Look up the message on Steam, it’s listed under ‘Major Update’ there.
That was more then a decade ago, in an environment where game development was vastly harder since they had to use a homebrewed engine (unlike the Unity base which eases game development compared to back then substantially). Also in an environment which had no already setup established methodology of what works and doesn’t work well in a rough direction.
By now we got competition though like Torchlight: infinite which is vastly newer then Last Epoch but provides also more substantial and reliable updates then EHG does. Which simply doesn’t bode well.
I can only repeat… they’ve positioned themselves in a live-service environment with established competition around, hence they need to also provide the relevant quantity and quality accordingly. Nobody cares about a situation when the only competition on the market was a single other company which also went an entirely different direction to establish their playerbase (Diablo 3). It’s just not the same environment anymore, it’s harsher, it’s more flooded, it has less space. Hence to be successful magnitudes of effort and care need to be put forward to be able to provide a proper environment to thrive.
In terms of difficulty scaling I wouldn’t even call the game ‘beta’ there, it’s a very very early status, so enormously unbalanced that it’s a joke. And since 1.0 the end-game is also suffering majorly on top with the downsides becoming more glaring then before because of the factions.
For the majority of people there’s exactly 1 place where they get their information: Steam. And there we don’t have this amount of information provided.
Even if we branch out and say it’s the official website… it’s a horrible setup for a 1.1 version. The home site has a layout like a beta version or a 1.0 version, focusing on pulling in a new audience and majorly explaining the core aspects of the game in a far too big font compared to what it should be at an established product (starting 1.1). Similar to the PoE website the news feed needs to be visible at the first look, a direction over to the core aspects with a single click topmost of the site and whatever else. The layout currently is similar to a league-reveal from PoE though, those are for a reason put a click away from the frontpage.
So both do a mediocre job (not a bad one mind you) to convey properly the state of the game, which they are supposed to do. The majority of customers don’t take a single step further, you already have established customers beyond this point which decided to stay and invest their time. And EHG is beyond the point of puling in new people, that ended with 1.0, from then on the focus should’ve been on quality and not beta-like behavior like before. They failed to convert over to their new situation simply, seemingly thinking ‘all will stay the same’ which is obviously not the case.
Cyberpunk 2077 is a ridiculously rare exception from the norm. 99,5% of games which did a job like Cyberpunk did die off, be it AAA game or indie game. It’s just for some reason gotten into the head of people since No Man’s Sky that a bad initial show nonetheless is viable to lead to a top-tier product over time.

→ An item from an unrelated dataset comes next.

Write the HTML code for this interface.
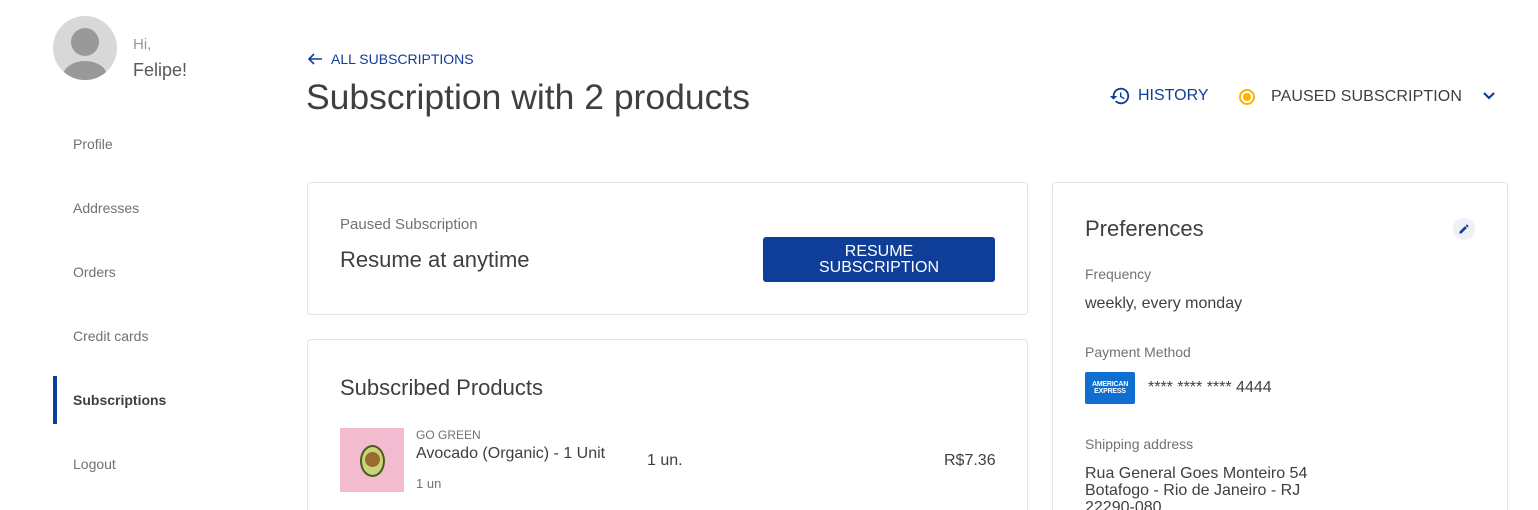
<!DOCTYPE html>
<html><head><meta charset="utf-8"><style>
*{box-sizing:border-box;margin:0;padding:0}
html,body{width:1538px;height:510px;overflow:hidden}
body{background:#fff;font-family:"Liberation Sans",Arial,sans-serif;color:#3f3f40;position:relative}
.a{position:absolute;white-space:nowrap}
.nav{font-size:14px;color:#727273;left:73px}
.card{position:absolute;border:1px solid #e3e4e6;border-radius:4px;background:#fff}
.lbl{font-size:14px;color:#727273}
</style></head><body>
<div class="a" style="left:53px;top:16px;width:64px;height:64px;border-radius:50%;background:#d8d8d8;overflow:hidden">
<div style="position:absolute;left:18px;top:12px;width:28px;height:28px;border-radius:50%;background:#999"></div>
<div style="position:absolute;left:10px;top:45px;width:44px;height:30px;border-radius:50%;background:#999"></div></div>
<div class="a" style="left:133px;top:36px;font-size:15px;color:#979899">Hi,</div>
<div class="a" style="left:133px;top:60px;font-size:18px;color:#585959">Felipe!</div>
<div class="a nav" style="top:136px">Profile</div>
<div class="a nav" style="top:200px">Addresses</div>
<div class="a nav" style="top:264px">Orders</div>
<div class="a nav" style="top:328px">Credit cards</div>
<div class="a" style="left:53px;top:376px;width:4px;height:48px;background:#0f3e99"></div>
<div class="a nav" style="top:392px;color:#3f3f40;font-weight:bold">Subscriptions</div>
<div class="a nav" style="top:456px">Logout</div>

<svg class="a" style="left:307px;top:52px" width="16" height="14" viewBox="0 0 16 14"><path d="M15 7H2M7 2L2 7l5 5" stroke="#0f3e99" stroke-width="1.6" fill="none"/></svg>
<div class="a" style="left:331px;top:51px;font-size:14px;color:#0f3e99">ALL SUBSCRIPTIONS</div>
<div class="a" style="left:306px;top:77px;font-size:35.5px;color:#3f3f40">Subscription with 2 products</div>

<svg class="a" style="left:1109px;top:85px" width="22" height="22" viewBox="0 0 24 24"><path fill="#0f3e99" d="M13 3a9 9 0 0 0-9 9H1l3.9 3.9L9 12H6a7 7 0 1 1 2 4.9l-1.4 1.4A9 9 0 1 0 13 3zm-1 5v5l4.3 2.5.7-1.2-3.5-2.1V8z"/></svg>
<div class="a" style="left:1138px;top:87px;font-size:16px;color:#0f3e99">HISTORY</div>
<div class="a" style="left:1239px;top:89px;width:16px;height:16px;border-radius:50%;border:2px solid #ffb100"><div style="margin:2px;width:8px;height:8px;border-radius:50%;background:#ffb100"></div></div>
<div class="a" style="left:1271px;top:88px;font-size:16px;color:#3f3f40;letter-spacing:0.1px">PAUSED SUBSCRIPTION</div>
<svg class="a" style="left:1482px;top:91px" width="14" height="10" viewBox="0 0 14 10"><path d="M2 2l5 5 5-5" stroke="#0f3e99" stroke-width="2.2" fill="none"/></svg>

<div class="card" style="left:307px;top:182px;width:721px;height:133px"></div>
<div class="a lbl" style="left:340px;top:216px;font-size:15px">Paused Subscription</div>
<div class="a" style="left:340px;top:247px;font-size:22px">Resume at anytime</div>
<div class="a" style="left:763px;top:237px;width:232px;height:45px;background:#0f3e99;border-radius:3px;color:#fff;font-size:16px;text-align:center;line-height:16px;padding-top:7px">RESUME<br>SUBSCRIPTION</div>

<div class="card" style="left:307px;top:339px;width:721px;height:200px"></div>
<div class="a" style="left:340px;top:375px;font-size:22px">Subscribed Products</div>
<div class="a" style="left:340px;top:428px;width:64px;height:64px;background:#f2bbd0">
<div style="position:absolute;left:20px;top:17px;width:25px;height:32px;border-radius:50%;background:#4d5a1e"></div>
<div style="position:absolute;left:22px;top:19px;width:21px;height:28px;border-radius:50%;background:#c9d37a"></div>
<div style="position:absolute;left:25px;top:24px;width:15px;height:15px;border-radius:50%;background:#9a6b2f"></div></div>
<div class="a" style="left:416px;top:428px;font-size:12px;color:#727273">GO GREEN</div>
<div class="a" style="left:416px;top:445px;font-size:16px">Avocado (Organic) - 1 Unit</div>
<div class="a" style="left:416px;top:476px;font-size:13px;color:#727273">1 un</div>
<div class="a" style="left:647px;top:452px;font-size:16px">1 un.</div>
<div class="a" style="left:944px;top:452px;font-size:16px">R$7.36</div>

<div class="card" style="left:1052px;top:182px;width:456px;height:360px"></div>
<div class="a" style="left:1085px;top:216px;font-size:22px">Preferences</div>
<div class="a" style="left:1453px;top:218px;width:22px;height:22px;border-radius:50%;background:#edf1f7"><svg style="position:absolute;left:5px;top:5px" width="12" height="12" viewBox="0 0 24 24"><path fill="#0f3e99" d="M3 17.2V21h3.8l11-11-3.8-3.8zM20.7 7a1 1 0 0 0 0-1.4l-2.3-2.3a1 1 0 0 0-1.4 0l-1.8 1.8 3.8 3.8z"/></svg></div>
<div class="a lbl" style="left:1085px;top:266px">Frequency</div>
<div class="a" style="left:1085px;top:295px;font-size:16px">weekly, every monday</div>
<div class="a lbl" style="left:1085px;top:344px">Payment Method</div>
<div class="a" style="left:1085px;top:372px;width:50px;height:32px;background:#0e6fd0;border-radius:2px;color:#fff;font-size:7px;font-weight:bold;text-align:center;line-height:7px;padding-top:9px;letter-spacing:-0.2px">AMERICAN<br>EXPRESS</div>
<div class="a" style="left:1148px;top:379px;font-size:16px">**** **** **** 4444</div>
<div class="a lbl" style="left:1085px;top:436px">Shipping address</div>
<div class="a" style="left:1085px;top:465px;font-size:16px;line-height:17px">Rua General Goes Monteiro 54<br>Botafogo - Rio de Janeiro - RJ<br>22290-080</div>
</body></html>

And no, it isn’t viable, it’s the exception from the norm, it can be done but fails in the vast majority of cases. Fantastic to have that exception! Not to be expected though… and I always find it baffling to have people behave like it’s just ‘normal’ to pull something like that off.
Actually, while not common, it’s not that rare. There were plenty of games that had bad launches and came back from it, especially online ones. Besides No Man’s Sky, Fallout 76, Destiny, Battlefield 4, SW Battlefront 2, Assassin’s Creed Unity, Halo MCC, FF XIV and even D3 managed to recover from a terrible launch.
Yes, there are many that do fail in similar conditions, but that’s usually because they can’t manage to fix their issues. Or because they had invested heavily into it and couldn’t afford to keep investing.
The difference between many of those games are that the majority mentioned there was simply ‘badly executed’.
Cyberpunk 2077 and No Man’s Sky on the other hand actively broke promises towards customers, lost their goodwill right away and re-earned it afterwards.
And besides those 2 I can’t name any other substantially sized game which managed to come back from that.
It’s why I’m still here after all, I’m not writing LE off, it’s just ‘in a really bad state’ after all. And given the changes we see in communication style I’m optimistic that they potentially can pull of the comeback.
Though I’ll also say - the safe worst-case scenario which should be voiced - that it’s a small chance that it’ll happen. But that’s normal for nigh every product on the market. And my realistic side is the one simply not playing for the moment but following updates, and since I enjoy discussing about topics related to game- and community-design I’m here voicing the possibility of the positive side and tempering expectations with saying it’s really unlikely for them to pull it off
Exactly
Which is why for many yrs u could download diablo 1 from my abandonware webset. Which is how i used to get the game to play it again.
This is were i get alot of old games u cant buy anymore. Used to get games like wizardry there as well. That was untill Nintendo forced my abaondonware to take down all Nintendo games
Now GoG sells the game after blizzard gave them the keys to it. Effectively making it no longer abandonware.